> _DATA EXCERPT_

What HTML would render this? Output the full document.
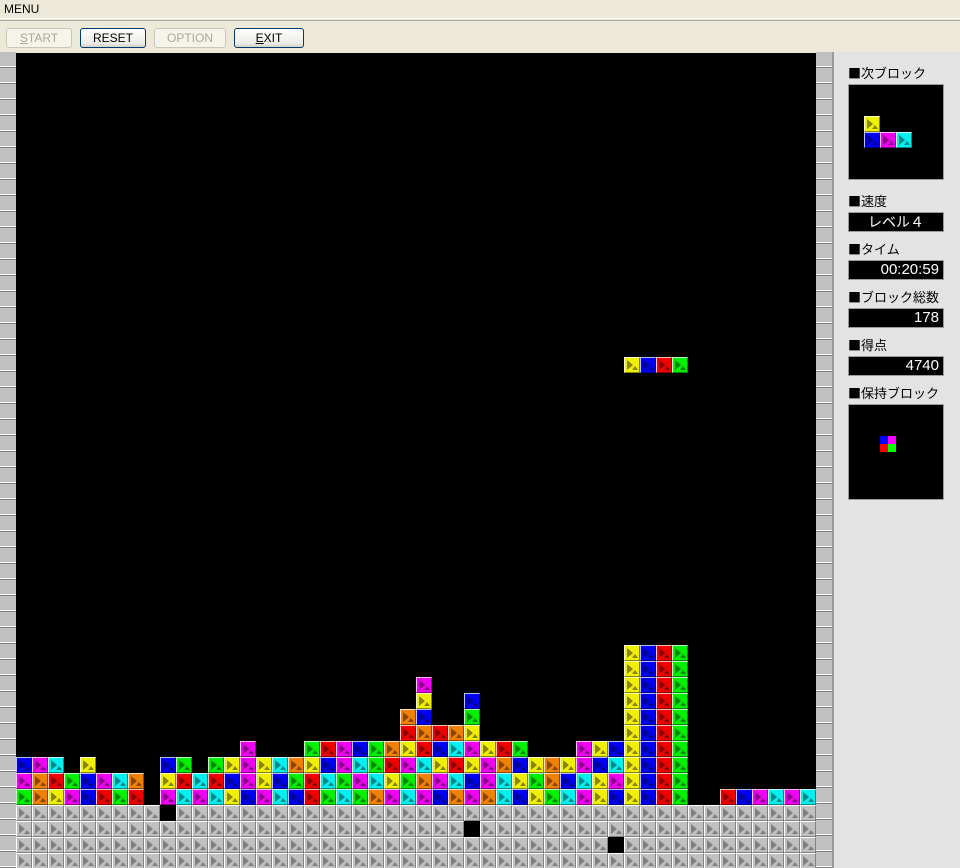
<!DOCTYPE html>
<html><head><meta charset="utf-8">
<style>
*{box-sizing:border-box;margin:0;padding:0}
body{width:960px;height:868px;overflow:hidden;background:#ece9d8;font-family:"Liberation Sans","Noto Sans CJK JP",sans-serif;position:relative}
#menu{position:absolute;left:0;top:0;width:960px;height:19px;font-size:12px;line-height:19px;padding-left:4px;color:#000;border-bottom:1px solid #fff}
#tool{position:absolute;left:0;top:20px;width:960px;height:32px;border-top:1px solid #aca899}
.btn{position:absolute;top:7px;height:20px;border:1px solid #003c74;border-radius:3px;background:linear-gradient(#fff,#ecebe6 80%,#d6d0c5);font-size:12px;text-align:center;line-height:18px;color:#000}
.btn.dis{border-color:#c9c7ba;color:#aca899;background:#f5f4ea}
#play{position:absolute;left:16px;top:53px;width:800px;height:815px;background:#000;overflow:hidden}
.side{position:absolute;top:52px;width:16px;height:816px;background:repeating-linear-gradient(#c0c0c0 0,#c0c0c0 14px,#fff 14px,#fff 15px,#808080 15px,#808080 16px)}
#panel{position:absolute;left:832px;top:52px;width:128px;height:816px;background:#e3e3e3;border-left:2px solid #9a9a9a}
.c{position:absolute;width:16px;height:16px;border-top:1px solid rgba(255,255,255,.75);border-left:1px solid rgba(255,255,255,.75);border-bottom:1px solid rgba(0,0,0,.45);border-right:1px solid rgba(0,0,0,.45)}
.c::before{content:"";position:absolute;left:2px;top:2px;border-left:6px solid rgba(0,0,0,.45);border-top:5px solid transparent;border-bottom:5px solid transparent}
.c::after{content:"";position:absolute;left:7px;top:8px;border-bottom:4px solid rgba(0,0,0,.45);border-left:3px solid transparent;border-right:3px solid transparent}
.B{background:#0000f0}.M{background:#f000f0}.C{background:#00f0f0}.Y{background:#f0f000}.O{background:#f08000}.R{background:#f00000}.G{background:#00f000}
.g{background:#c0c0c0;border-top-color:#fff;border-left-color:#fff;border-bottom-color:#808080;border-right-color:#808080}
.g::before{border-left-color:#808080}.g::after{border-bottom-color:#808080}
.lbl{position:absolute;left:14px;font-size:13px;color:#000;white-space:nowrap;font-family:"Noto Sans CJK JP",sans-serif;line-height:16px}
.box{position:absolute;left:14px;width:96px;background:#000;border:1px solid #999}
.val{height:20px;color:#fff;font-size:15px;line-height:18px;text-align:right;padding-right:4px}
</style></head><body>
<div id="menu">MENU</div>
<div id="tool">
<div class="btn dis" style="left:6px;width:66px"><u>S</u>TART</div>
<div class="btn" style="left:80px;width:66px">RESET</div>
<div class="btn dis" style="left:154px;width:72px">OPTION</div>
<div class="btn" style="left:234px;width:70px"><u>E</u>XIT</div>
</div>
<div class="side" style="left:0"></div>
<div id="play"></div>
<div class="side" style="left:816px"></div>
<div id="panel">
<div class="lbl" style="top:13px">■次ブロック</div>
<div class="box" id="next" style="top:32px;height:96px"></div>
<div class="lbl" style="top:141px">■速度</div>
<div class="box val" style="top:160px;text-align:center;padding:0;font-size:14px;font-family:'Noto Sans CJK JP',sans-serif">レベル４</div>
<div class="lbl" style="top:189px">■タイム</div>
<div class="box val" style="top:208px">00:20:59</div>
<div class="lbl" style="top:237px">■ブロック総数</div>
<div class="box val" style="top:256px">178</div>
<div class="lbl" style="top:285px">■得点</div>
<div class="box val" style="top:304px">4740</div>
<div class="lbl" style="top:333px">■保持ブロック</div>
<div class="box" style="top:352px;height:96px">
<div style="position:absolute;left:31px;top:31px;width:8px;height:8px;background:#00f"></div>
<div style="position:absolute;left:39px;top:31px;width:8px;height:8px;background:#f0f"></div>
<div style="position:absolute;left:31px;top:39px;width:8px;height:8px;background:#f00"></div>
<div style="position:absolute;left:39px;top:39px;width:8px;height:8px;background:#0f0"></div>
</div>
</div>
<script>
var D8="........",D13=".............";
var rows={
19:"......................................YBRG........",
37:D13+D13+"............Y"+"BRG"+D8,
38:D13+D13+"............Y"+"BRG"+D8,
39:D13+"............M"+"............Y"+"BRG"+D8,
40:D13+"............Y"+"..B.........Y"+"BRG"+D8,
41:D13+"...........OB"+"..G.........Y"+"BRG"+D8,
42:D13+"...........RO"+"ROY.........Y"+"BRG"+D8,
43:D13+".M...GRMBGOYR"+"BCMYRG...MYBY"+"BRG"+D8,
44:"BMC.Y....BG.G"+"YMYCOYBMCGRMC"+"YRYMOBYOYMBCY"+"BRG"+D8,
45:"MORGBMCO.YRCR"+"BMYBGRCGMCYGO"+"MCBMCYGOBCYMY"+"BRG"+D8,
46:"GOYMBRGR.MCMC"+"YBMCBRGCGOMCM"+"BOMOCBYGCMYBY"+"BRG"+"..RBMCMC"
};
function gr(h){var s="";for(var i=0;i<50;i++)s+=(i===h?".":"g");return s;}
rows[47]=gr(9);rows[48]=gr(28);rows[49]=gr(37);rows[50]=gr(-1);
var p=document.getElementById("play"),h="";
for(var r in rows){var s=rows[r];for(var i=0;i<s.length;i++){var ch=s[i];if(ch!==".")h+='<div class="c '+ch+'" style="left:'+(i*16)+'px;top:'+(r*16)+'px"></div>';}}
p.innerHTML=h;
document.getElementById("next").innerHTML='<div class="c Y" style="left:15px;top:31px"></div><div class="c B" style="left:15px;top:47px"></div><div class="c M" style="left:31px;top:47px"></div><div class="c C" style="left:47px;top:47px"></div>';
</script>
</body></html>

> _WHAT YOU SHOULD DO_
Give all the lines above again, character for character, without pictures.

> _OUTPUT FOR THIS TASK_
What HTML would render this? Output the full document.
<!DOCTYPE html>
<html><head><meta charset="utf-8">
<style>
*{box-sizing:border-box;margin:0;padding:0}
body{width:960px;height:868px;overflow:hidden;background:#ece9d8;font-family:"Liberation Sans","Noto Sans CJK JP",sans-serif;position:relative}
#menu{position:absolute;left:0;top:0;width:960px;height:19px;font-size:12px;line-height:19px;padding-left:4px;color:#000;border-bottom:1px solid #fff}
#tool{position:absolute;left:0;top:20px;width:960px;height:32px;border-top:1px solid #aca899}
.btn{position:absolute;top:7px;height:20px;border:1px solid #003c74;border-radius:3px;background:linear-gradient(#fff,#ecebe6 80%,#d6d0c5);font-size:12px;text-align:center;line-height:18px;color:#000}
.btn.dis{border-color:#c9c7ba;color:#aca899;background:#f5f4ea}
#play{position:absolute;left:16px;top:53px;width:800px;height:815px;background:#000;overflow:hidden}
.side{position:absolute;top:52px;width:16px;height:816px;background:repeating-linear-gradient(#c0c0c0 0,#c0c0c0 14px,#fff 14px,#fff 15px,#808080 15px,#808080 16px)}
#panel{position:absolute;left:832px;top:52px;width:128px;height:816px;background:#e3e3e3;border-left:2px solid #9a9a9a}
.c{position:absolute;width:16px;height:16px;border-top:1px solid rgba(255,255,255,.75);border-left:1px solid rgba(255,255,255,.75);border-bottom:1px solid rgba(0,0,0,.45);border-right:1px solid rgba(0,0,0,.45)}
.c::before{content:"";position:absolute;left:2px;top:2px;border-left:6px solid rgba(0,0,0,.45);border-top:5px solid transparent;border-bottom:5px solid transparent}
.c::after{content:"";position:absolute;left:7px;top:8px;border-bottom:4px solid rgba(0,0,0,.45);border-left:3px solid transparent;border-right:3px solid transparent}
.B{background:#0000f0}.M{background:#f000f0}.C{background:#00f0f0}.Y{background:#f0f000}.O{background:#f08000}.R{background:#f00000}.G{background:#00f000}
.g{background:#c0c0c0;border-top-color:#fff;border-left-color:#fff;border-bottom-color:#808080;border-right-color:#808080}
.g::before{border-left-color:#808080}.g::after{border-bottom-color:#808080}
.lbl{position:absolute;left:14px;font-size:13px;color:#000;white-space:nowrap;font-family:"Noto Sans CJK JP",sans-serif;line-height:16px}
.box{position:absolute;left:14px;width:96px;background:#000;border:1px solid #999}
.val{height:20px;color:#fff;font-size:15px;line-height:18px;text-align:right;padding-right:4px}
</style></head><body>
<div id="menu">MENU</div>
<div id="tool">
<div class="btn dis" style="left:6px;width:66px"><u>S</u>TART</div>
<div class="btn" style="left:80px;width:66px">RESET</div>
<div class="btn dis" style="left:154px;width:72px">OPTION</div>
<div class="btn" style="left:234px;width:70px"><u>E</u>XIT</div>
</div>
<div class="side" style="left:0"></div>
<div id="play"></div>
<div class="side" style="left:816px"></div>
<div id="panel">
<div class="lbl" style="top:13px">■次ブロック</div>
<div class="box" id="next" style="top:32px;height:96px"></div>
<div class="lbl" style="top:141px">■速度</div>
<div class="box val" style="top:160px;text-align:center;padding:0;font-size:14px;font-family:'Noto Sans CJK JP',sans-serif">レベル４</div>
<div class="lbl" style="top:189px">■タイム</div>
<div class="box val" style="top:208px">00:20:59</div>
<div class="lbl" style="top:237px">■ブロック総数</div>
<div class="box val" style="top:256px">178</div>
<div class="lbl" style="top:285px">■得点</div>
<div class="box val" style="top:304px">4740</div>
<div class="lbl" style="top:333px">■保持ブロック</div>
<div class="box" style="top:352px;height:96px">
<div style="position:absolute;left:31px;top:31px;width:8px;height:8px;background:#00f"></div>
<div style="position:absolute;left:39px;top:31px;width:8px;height:8px;background:#f0f"></div>
<div style="position:absolute;left:31px;top:39px;width:8px;height:8px;background:#f00"></div>
<div style="position:absolute;left:39px;top:39px;width:8px;height:8px;background:#0f0"></div>
</div>
</div>
<script>
var D8="........",D13=".............";
var rows={
19:"......................................YBRG........",
37:D13+D13+"............Y"+"BRG"+D8,
38:D13+D13+"............Y"+"BRG"+D8,
39:D13+"............M"+"............Y"+"BRG"+D8,
40:D13+"............Y"+"..B.........Y"+"BRG"+D8,
41:D13+"...........OB"+"..G.........Y"+"BRG"+D8,
42:D13+"...........RO"+"ROY.........Y"+"BRG"+D8,
43:D13+".M...GRMBGOYR"+"BCMYRG...MYBY"+"BRG"+D8,
44:"BMC.Y....BG.G"+"YMYCOYBMCGRMC"+"YRYMOBYOYMBCY"+"BRG"+D8,
45:"MORGBMCO.YRCR"+"BMYBGRCGMCYGO"+"MCBMCYGOBCYMY"+"BRG"+D8,
46:"GOYMBRGR.MCMC"+"YBMCBRGCGOMCM"+"BOMOCBYGCMYBY"+"BRG"+"..RBMCMC"
};
function gr(h){var s="";for(var i=0;i<50;i++)s+=(i===h?".":"g");return s;}
rows[47]=gr(9);rows[48]=gr(28);rows[49]=gr(37);rows[50]=gr(-1);
var p=document.getElementById("play"),h="";
for(var r in rows){var s=rows[r];for(var i=0;i<s.length;i++){var ch=s[i];if(ch!==".")h+='<div class="c '+ch+'" style="left:'+(i*16)+'px;top:'+(r*16)+'px"></div>';}}
p.innerHTML=h;
document.getElementById("next").innerHTML='<div class="c Y" style="left:15px;top:31px"></div><div class="c B" style="left:15px;top:47px"></div><div class="c M" style="left:31px;top:47px"></div><div class="c C" style="left:47px;top:47px"></div>';
</script>
</body></html>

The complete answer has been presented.